US student Amanda Knox flew out of Italy on Tuesday after being acquitted of murder and freed from prison in a climax to a four-year legal saga, as the victim’s family spoke of their disappointment. Knox left Rome’s Fiumicino airport on a flight for London and is then expected to make her way back to her hometown of Seattle, where there were scenes of jubilation among her supporters at the news of her release. The 24-year-old was seen with her parents looking exhausted in the VIP lounge of the airport, wearing a grey cardigan and carrying a black shoulder bag ahead of her flight which left at around midday.
“She told me she does not feel any resentment,” Corrado Maria Daclon from the Italy-USA Foundation which helped Knox during her detention and was at the airport seeing her off, told reporters. Knox was discharged from a jail near Perugia in central Italy on Monday after her conviction for killing her British housemate Meredith Kercher was overturned in a ruling that prompted an outpouring of emotion in court. But Kercher’s family said the verdict was “disappointing” because the truth of what really happened the night Kercher was killed on November 1, 2007 had been throw into doubt and the killer could still be “out there”.
“We’re back to square one. The search goes on to find out what really happened,” Kercher’s brother, Lyle, said at a press conference in Perugia.
British Prime Minister David Cameron said he felt sympathy for the family. “Of course I feel for Meredith Kercher’s family, because they previously had an explanation about what happened to their daughter and they don’t have that any more, and I think all of us should be thinking of them,” he said. Knox’s family meanwhile said they had been through an “ordeal” and a “nightmare” and requested some privacy for the 24-year-old, who had been studying in Perugia on a year abroad at the time of the murder.
Knox’s former boyfriend Raffaele Sollecito, who was convicted on the same charges and appealed together with the US student, was also acquitted and released and was back in his home in Giovinazzo in southern Italy on Tuesday. Knox sobbed as the verdict was read out and the US State Department said it appreciated the “careful consideration” of the case by Italian courts. Knox was acquitted “for not committing the act,” judge Claudio Pratillo Hellmann said, reading out the ruling after 11 hours of jury deliberations. Outside the courtroom in Perugia an angry crowd of hundreds of local residents gathered and there were shouts of: “Shame! Shame!” and “Murderers!”
Although she was cleared of murder and sexual assault, Knox was found guilty of slander for incriminating the owner of a bar where she worked as a waitress in her first interrogation just days after the November 1, 2007 murder.

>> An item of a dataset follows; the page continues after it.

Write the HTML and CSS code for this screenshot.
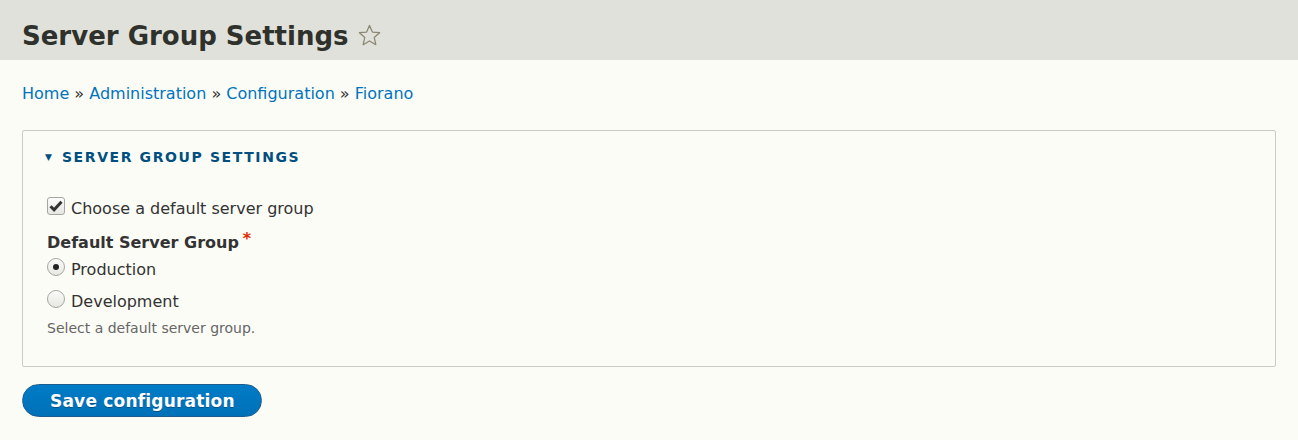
FILE: index.html
```html
<!DOCTYPE html>
<html lang="en">
<head>
  <meta charset="UTF-8">
  <title>Server Group Settings</title>
  <link rel="stylesheet" href="styles.css">
</head>
<body>

<header class="page-head">
  <h1 class="page-title">Server Group Settings
    <span class="shortcut">
      <svg width="25" height="25" viewBox="0 0 24 24"><path d="M12 2.3l2.8 6.4 6.9.6-5.2 4.6 1.6 6.9-6.1-3.6-6.1 3.6 1.6-6.9-5.2-4.6 6.9-.6z" fill="none" stroke="#8c8672" stroke-width="1.2" stroke-linejoin="round"/></svg>
    </span>
  </h1>
</header>

<main class="content">
  <nav class="breadcrumb">
    <a href="#">Home</a> » <a href="#">Administration</a> » <a href="#">Configuration</a> » <a href="#">Fiorano</a>
  </nav>

  <form class="config-form">
    <fieldset class="details">
      <div class="summary"><span class="arrow">▼</span>Server group settings</div>

      <div class="details-body">
        <label class="item check-row">
          <span class="box">
            <svg width="14" height="12" viewBox="0 0 14 12"><path d="M1.5 6.2l3.6 3.6L12.5 1.8" fill="none" stroke="#333" stroke-width="3"/></svg>
          </span>
          <span>Choose a default server group</span>
        </label>

        <div class="form-label">Default Server Group<span class="req">*</span></div>
        <label class="item radio-row">
          <span class="dot on"></span>
          <span>Production</span>
        </label>
        <label class="item radio-row second">
          <span class="dot"></span>
          <span>Development</span>
        </label>
        <div class="description">Select a default server group.</div>
      </div>
    </fieldset>

    <button type="button" class="btn-primary">Save configuration</button>
  </form>
</main>

</body>
</html>
```

FILE: styles.css
```css
body {
  margin: 0;
  font-family: 'DejaVu Sans', 'Liberation Sans', sans-serif;
  background: #fcfcf6;
  color: #333;
}
.page-head {
  background: #e0e1da;
  height: 60px;
  box-sizing: border-box;
  padding: 12px 22px 0;
  display: flex;
  align-items: center;
}
.page-title {
  margin: 0;
  font-size: 26px;
  font-weight: bold;
  color: #2f322c;
  display: flex;
  align-items: center;
}
.shortcut {
  display: inline-flex;
  margin-left: 8px;
  margin-top: -2px;
}
.content {
  padding: 0 22px;
}
.breadcrumb {
  margin-top: 24px;
  font-size: 16px;
  color: #333;
  line-height: 20px;
}
.breadcrumb a {
  color: #0074bd;
  text-decoration: none;
}
.config-form {
  margin-top: 26px;
}
.details {
  margin: 0;
  padding: 0;
  border: 1px solid #ccccc4;
  border-radius: 2px;
  background: #fcfcf6;
  height: 237px;
  box-sizing: border-box;
}
.summary {
  padding: 17px 22px 0;
  font-size: 14px;
  font-weight: bold;
  text-transform: uppercase;
  letter-spacing: 1.6px;
  color: #004f80;
  line-height: 18px;
}
.arrow {
  font-size: 9px;
  letter-spacing: 0;
  margin-right: 10px;
  vertical-align: 2px;
}
.details-body {
  padding: 31px 24px 0;
}
.item {
  display: flex;
  align-items: center;
  font-size: 16px;
  line-height: 24px;
  height: 24px;
  color: #333;
}
.box, .dot {
  flex: none;
  width: 16px;
  height: 16px;
  margin-right: 6px;
  border: 1px solid #a6a6a0;
  background: linear-gradient(#fbfbfa, #e6e6e2);
  box-shadow: inset 0 1px 1px #fff;
  position: relative;
  top: -3px;
  display: flex;
  align-items: center;
  justify-content: center;
}
.box {
  border-radius: 3px;
}
.dot {
  border-radius: 50%;
}
.dot.on::after {
  content: "";
  width: 6px;
  height: 6px;
  border-radius: 50%;
  background: #222;
}
.form-label {
  margin-top: 12px;
  font-size: 16px;
  font-weight: bold;
  line-height: 20px;
}
.req {
  color: #e32700;
  margin-left: 4px;
  position: relative;
  top: -4px;
}
.radio-row {
  margin-top: 5px;
}
.radio-row.second {
  margin-top: 8px;
}
.description {
  margin-top: 4px;
  font-size: 14px;
  line-height: 20px;
  color: #666;
}
.btn-primary {
  margin-top: 17px;
  height: 33px;
  padding: 0 26px 0 27px;
  border: 1px solid #1e5c90;
  border-radius: 20px;
  background: linear-gradient(#007bc6, #0071b8);
  color: #fff;
  font-family: inherit;
  font-size: 17px;
  font-weight: bold;
  letter-spacing: 0.2px;
  text-shadow: 0 1px 0 rgba(0,0,0,0.3);
}
```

She was sentenced to time already served and will have to pay compensation to the unjustly accused man, Patrick Lumumba, as well as his legal fees. Prosecutor Giuliano Mignini said he will petition against the ruling in Italy’s highest appeals court to “ensure justice is done.” Prosecutors had been asking for Knox’s and Sollecito’s sentences to be increased to life in prison.
The final appeal would probably have to be held in Italy in absentia as the US does not normally extradite its citizens abroad for prosecution. The 21-year-old Kercher was found in a pool of blood on the floor of her bedroom in the cottage she shared with Knox. Her body was covered in knife wounds and bruises and investigators found traces of a sexual assault.
At the original trial in 2009, Knox was sentenced to 26 years in prison and Sollecito to 25 years. A third person, Rudy Guede, was also convicted and is now serving a 16-year prison sentence after exhausting his appeals.
The prosecution and the Kercher family’s lawyer Francesco Maresca had argued during the appeal that Guede, a small-time drug dealer, could not have carried out the crime on his own, given the extent of the wounds on Kercher’s body. The verdict in Guede’s own appeal also said he could not have acted alone.
Italian newspapers on Tuesday argued that the acquittals were inevitable given the problems with the investigation that were highlighted in the appeal but there was still no convincing picture of what happened that night. The La Stampa said in an editorial: “It is unpleasant that the murder of a young woman remains in large part unexplained.”
“This is not a victory for justice. It’s an acquittal that leaves a bitter taste,” it said. Appeal verdicts that overturn the original case are relatively rare in Italy but Knox’s defence had the upper hand for much of the appeal, particularly after independent experts cast serious doubt on some crucial DNA evidence.